The briefings were centered on sightings, video footage, and radar logs by military pilots of ‘unexplained aerial phenomena’ which seemed to transcend existing flight technology - such as an aircraft with no visible engine at 30,000ft, traveling at hypersonic speed.

The Times also released three clips captured by Navy pilots across an 11 year period.

The first of which, known as the 'Tic Tac' incident, was captured by F-18 pilot Chad Underwood off the coast of San Diego on November 14, 2004.

The Tic Tac UFO - so-called because of its rounded shape and white color - was spotted by Underwood flying erratically over the Pacific Ocean.

'It was going from like 50,000 feet to 100 feet in like seconds, which is not possible,' Underwood said back in December 2019, breaking his 15-year silence over the encounter.

To this day, officials still have no idea what the recorded object was, with weather phenomenon, man-made craft and birds having all since been ruled out.

Two other videos recorded on January 21st, 2015, were also released.

The first video showed another anomalous aerial vehicle rotating rapidly while in flight. The second featured an object quickly flying over the water below, with a Navy pilot heard remarking ‘what the f**k is that thing?’ as it passes underneath him.

Months earlier before the article was published, the former head of AATIP, Luis Elizondo, worked with the Defense Office of Prepublication and Security Review to have the three videos declassified in late August of 2017, according to VICE.

Kean then met with Elizondo on October 4 where she was informed about the secret UFO program. Mellon, who was also reportedly present, then showed Kean the videos on his laptop.

The Department of Defense officially released the videos in April this year, nearly two-and-half years after the Times report.

Officials said they finally decided to disclose the footage 'in order to clear up any misconceptions by the public on whether or not the footage that has been circulating was real, or whether or not there is more to the videos'.

'The aerial phenomena observed in the videos remain characterized as 'unidentified,'' the department said.

The disclosure of these clips serves as the grounding theme of The Phenomenon.

The 100 minute-long film, in part, analyzes the history of UFO sightings in the US from the 1940s all the way up the footage released by the DOD this spring.

In addition to Mellon, Fox also speaks to a number of other high-ranking government officials, such as former Senate Majority Leader Harry Reid.

Reid claims in the film that the US government has been hiding key details about UFO encounters from the public for years.

‘Why the federal government all these years has covered up, put brake pads on everything, stopped it, I think it’s very, very bad for our country,’ Reid tells Fox in the film.

When asked if he’s saying there’s still some evidence that hasn’t yet been publicly disclosed, Reid replies: ‘I’m saying most of it hasn’t seen the light of day.’

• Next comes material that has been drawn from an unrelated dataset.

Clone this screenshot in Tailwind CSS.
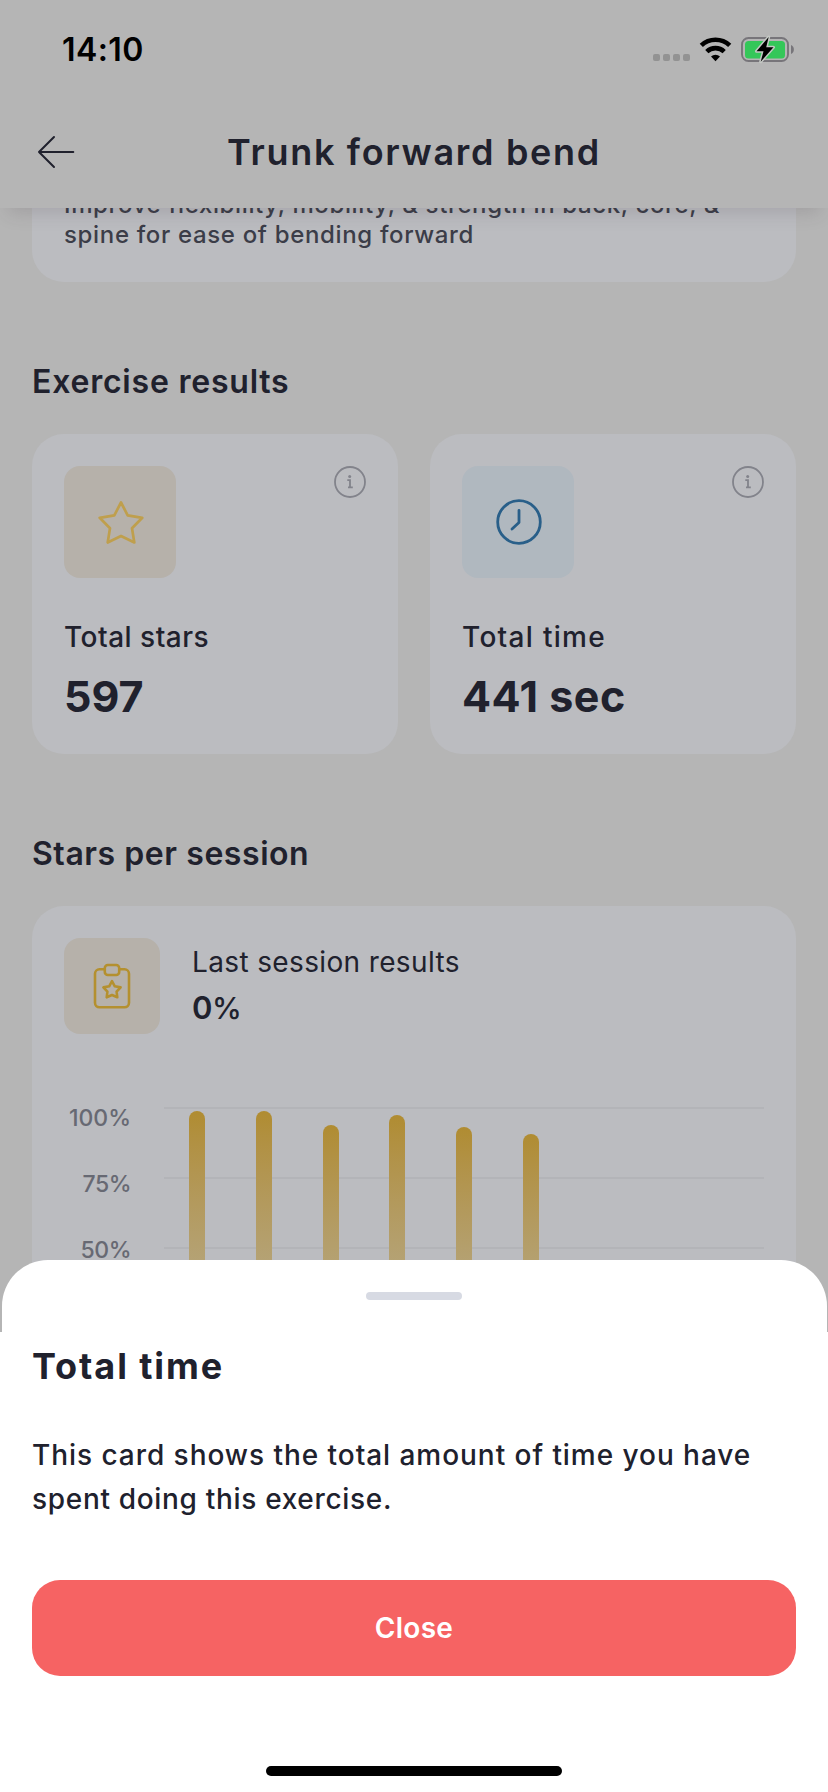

Since leaving office in 2017, Reid has become increasingly outspoken about UFOs. He has, however, stopped short of confirming evidence of other-worldly activity, tweeting in August that he wants the issue studied and that ‘we must stick to science, not fairy tales about little green men.’

Reid stands firm on that point of view in The Phenomenon, telling Fox: ‘Nobody has to agree why it’s there. But should we at least be spending some money to study all these phenomenon? The answer is yes.’

The film traces the relatively recent history of UFO fixation, which began around eight decades ago.

The US Military began repeatedly investigating UFOs in the late 1940s, as sightings of unidentified discs and other strange incidents began frequently cropping up in the mainstream news reports.

From 1947 until 1969, the air force investigated more than 12,000 UFO claims. However, a study code-named Project Blue Book later concluded that most of the sightings could be explained by stars, clouds, conventional aircraft or spy planes. 701 of the sightings, though, remained unexplained.

One such incident was a 1967 report in which an object appeared over Malmstrom Air Force Base in Montana at the same time as 10 ICMB missiles suddenly become inoperative.

Robert Jamison, a retired USAF nuclear missile targeting officer, told of several occasions having to go out and ‘re-start’ missiles that had been deactivated, after UFOs - mysterious glowing red objects in the sky - were sighted nearby.

‘If they had been called upon by the president to launch, they couldn’t have done it,’ Reid says in The Phenomenon.

Similar sightings were also reported at nuclear sites in the former Soviet Union and again in Great Britain in 1980.

The documentary also goes on to cover the incidents at nuclear weapons facilities in Russia, with Russian military officials giving testimony about UFO incursions at one of their bases and taking control of their weapons.